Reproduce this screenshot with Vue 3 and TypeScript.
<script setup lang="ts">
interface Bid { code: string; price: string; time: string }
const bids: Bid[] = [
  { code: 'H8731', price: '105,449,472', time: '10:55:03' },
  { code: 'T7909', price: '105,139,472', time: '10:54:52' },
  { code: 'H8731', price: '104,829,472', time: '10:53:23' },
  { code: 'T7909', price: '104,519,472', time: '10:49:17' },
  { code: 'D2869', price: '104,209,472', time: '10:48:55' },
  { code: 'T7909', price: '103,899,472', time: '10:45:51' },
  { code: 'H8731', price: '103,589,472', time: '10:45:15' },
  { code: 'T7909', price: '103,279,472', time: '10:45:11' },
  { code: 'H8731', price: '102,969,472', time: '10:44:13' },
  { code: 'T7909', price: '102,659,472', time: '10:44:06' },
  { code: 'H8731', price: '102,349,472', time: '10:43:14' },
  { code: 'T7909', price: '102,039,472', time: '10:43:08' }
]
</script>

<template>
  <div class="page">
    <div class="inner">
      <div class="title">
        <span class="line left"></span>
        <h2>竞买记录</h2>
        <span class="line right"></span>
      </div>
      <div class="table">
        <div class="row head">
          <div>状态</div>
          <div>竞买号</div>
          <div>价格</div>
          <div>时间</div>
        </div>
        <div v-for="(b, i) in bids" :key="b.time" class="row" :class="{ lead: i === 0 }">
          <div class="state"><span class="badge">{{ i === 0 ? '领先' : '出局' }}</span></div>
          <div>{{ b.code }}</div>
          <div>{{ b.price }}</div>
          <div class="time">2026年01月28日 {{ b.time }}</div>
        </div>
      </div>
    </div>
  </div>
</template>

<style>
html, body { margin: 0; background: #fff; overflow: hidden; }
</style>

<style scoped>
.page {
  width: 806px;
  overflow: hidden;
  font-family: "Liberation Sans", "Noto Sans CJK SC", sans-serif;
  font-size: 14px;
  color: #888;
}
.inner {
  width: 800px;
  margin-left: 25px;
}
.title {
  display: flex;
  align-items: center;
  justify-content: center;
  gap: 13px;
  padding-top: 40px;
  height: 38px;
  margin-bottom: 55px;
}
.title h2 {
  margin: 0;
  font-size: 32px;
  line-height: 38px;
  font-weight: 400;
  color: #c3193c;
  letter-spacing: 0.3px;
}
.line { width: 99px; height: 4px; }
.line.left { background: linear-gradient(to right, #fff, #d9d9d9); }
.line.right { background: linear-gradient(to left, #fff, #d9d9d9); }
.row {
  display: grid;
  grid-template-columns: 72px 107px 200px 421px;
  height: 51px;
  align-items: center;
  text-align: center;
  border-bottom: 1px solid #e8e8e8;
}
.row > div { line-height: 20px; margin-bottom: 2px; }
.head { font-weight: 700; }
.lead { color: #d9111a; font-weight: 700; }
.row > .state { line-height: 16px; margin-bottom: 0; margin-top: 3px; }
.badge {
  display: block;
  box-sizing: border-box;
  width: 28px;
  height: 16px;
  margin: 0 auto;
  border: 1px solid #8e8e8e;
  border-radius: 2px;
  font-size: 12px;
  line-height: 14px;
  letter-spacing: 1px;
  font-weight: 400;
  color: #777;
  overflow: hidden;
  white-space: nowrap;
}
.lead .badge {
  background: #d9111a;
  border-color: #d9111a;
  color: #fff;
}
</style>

================

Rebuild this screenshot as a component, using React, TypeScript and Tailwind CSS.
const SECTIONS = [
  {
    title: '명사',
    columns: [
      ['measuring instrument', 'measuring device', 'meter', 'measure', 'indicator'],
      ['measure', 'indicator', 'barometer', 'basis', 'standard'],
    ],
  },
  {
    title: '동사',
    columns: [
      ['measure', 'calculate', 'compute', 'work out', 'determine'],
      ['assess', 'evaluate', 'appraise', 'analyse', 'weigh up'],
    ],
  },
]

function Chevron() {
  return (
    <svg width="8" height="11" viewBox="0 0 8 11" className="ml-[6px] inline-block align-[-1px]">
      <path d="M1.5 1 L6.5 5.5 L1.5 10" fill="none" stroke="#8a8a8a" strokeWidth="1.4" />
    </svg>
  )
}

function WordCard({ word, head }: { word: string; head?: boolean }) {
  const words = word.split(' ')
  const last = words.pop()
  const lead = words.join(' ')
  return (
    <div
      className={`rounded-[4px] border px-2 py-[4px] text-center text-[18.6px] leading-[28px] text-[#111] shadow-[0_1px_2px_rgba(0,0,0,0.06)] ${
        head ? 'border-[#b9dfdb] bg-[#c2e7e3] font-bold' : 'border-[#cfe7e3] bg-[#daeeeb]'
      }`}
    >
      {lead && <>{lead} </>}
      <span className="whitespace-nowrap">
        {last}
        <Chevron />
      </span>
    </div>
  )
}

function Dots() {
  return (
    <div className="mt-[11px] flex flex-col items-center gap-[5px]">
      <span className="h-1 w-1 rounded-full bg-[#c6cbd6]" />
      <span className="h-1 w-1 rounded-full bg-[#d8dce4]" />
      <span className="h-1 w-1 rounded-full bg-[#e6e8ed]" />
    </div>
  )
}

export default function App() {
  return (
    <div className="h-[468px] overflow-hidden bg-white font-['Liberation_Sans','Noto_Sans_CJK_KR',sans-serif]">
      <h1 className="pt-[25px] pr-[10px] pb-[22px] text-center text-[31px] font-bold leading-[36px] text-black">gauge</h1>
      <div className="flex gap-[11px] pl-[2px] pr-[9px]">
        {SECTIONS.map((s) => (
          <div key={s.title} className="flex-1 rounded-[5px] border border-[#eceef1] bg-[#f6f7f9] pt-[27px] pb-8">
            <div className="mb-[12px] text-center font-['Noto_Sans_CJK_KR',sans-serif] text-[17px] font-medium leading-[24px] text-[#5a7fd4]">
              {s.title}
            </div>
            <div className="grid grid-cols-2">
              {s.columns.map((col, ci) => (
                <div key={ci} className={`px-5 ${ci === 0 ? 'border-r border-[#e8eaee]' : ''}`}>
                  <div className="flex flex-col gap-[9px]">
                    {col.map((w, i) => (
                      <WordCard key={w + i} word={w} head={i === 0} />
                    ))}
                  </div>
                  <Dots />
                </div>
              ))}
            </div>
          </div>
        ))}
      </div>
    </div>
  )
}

================

Aim of the exercise
Among the records above, find each line holding the string "screenshot" and pull it out.

Exercise response
Reproduce this screenshot with Vue 3 and TypeScript.
Rebuild this screenshot as a component, using React, TypeScript and Tailwind CSS.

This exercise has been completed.